Mijn doel was altijd om voor de klas te staan, en kinderen dingen te leren en verder te helpen. Maar toen ik eenmaal juf was, merkte ik dat ik wat miste. Als er thuis wat aan de hand was, mocht ik mij daar op school niet mee bemoeien. Dat vond ik lastig. Want dat was eigenlijk wat ik wilde: helpen, maar wel verder kijken dan alleen maar school.
Als jeugdbeschermer kan ik kinderen een stem geven. Ik ben er voor kinderen als hun ouders zoveel problemen hebben, dat ze geen aandacht meer hebben voor hun kind. Ik ben er niet om het gezin perfect te maken. Het hoeft geen 10 te worden. Een zesje is ook goed.
Soms kan je de veiligheid van een kind niet meer garanderen, en dan moet je ingrijpen. Dat is heel heftig voor zowel ouders als kind. En ook als jeugdbeschermer krijg je een hoop narigheid over je heen. Maar je moet het belang van het kind voor ogen houden. Soms zie je het niet direct, maar als na verloop van tijd in de opvang blijkt dat een kind inderdaad verwaarloosd was, dan ben je toch blij dat je hebt doorgezet.
Het liefst hou je het kind bij zijn ouders. Of bij een van de ouders. Met de ouders zoek je, linksom of rechtsom, altijd naar een manier om in gesprek te blijven. Soms ben je als jeugdbeschermer de bemiddelaar, als er tussen de ouders slecht contact is, of als de rechter heeft bepaald dat een ouder zijn kind alleen mag zien bij ons op kantoor. Het is niet ideaal, maar geen contact is ook geen optie.

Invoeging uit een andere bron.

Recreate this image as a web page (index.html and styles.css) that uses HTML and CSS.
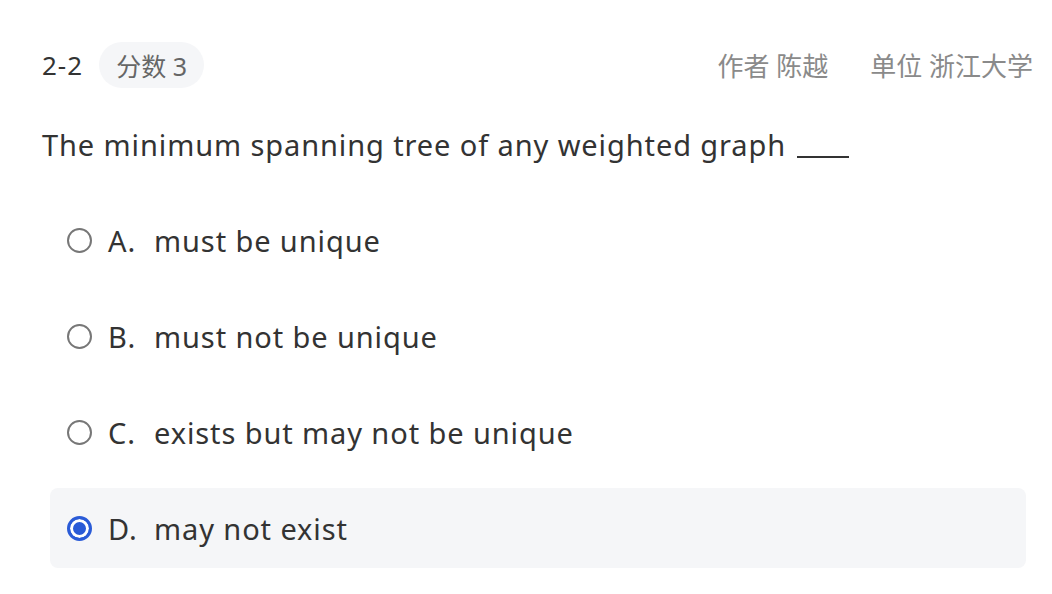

In dit werk is het niet zo dat mensen de hele tijd tegen je zeggen dat ze je dankbaar zijn. Dat is gewoon niet zo. Je hebt vaak te maken met heel emotionele situaties, en dan is niemand blij dat je er bent. De energie haal ik uit de momenten dat ik zie dat een kind weer normaal kind kan zijn, en net als alle andere kinderen weer naar school gaat en kan spelen.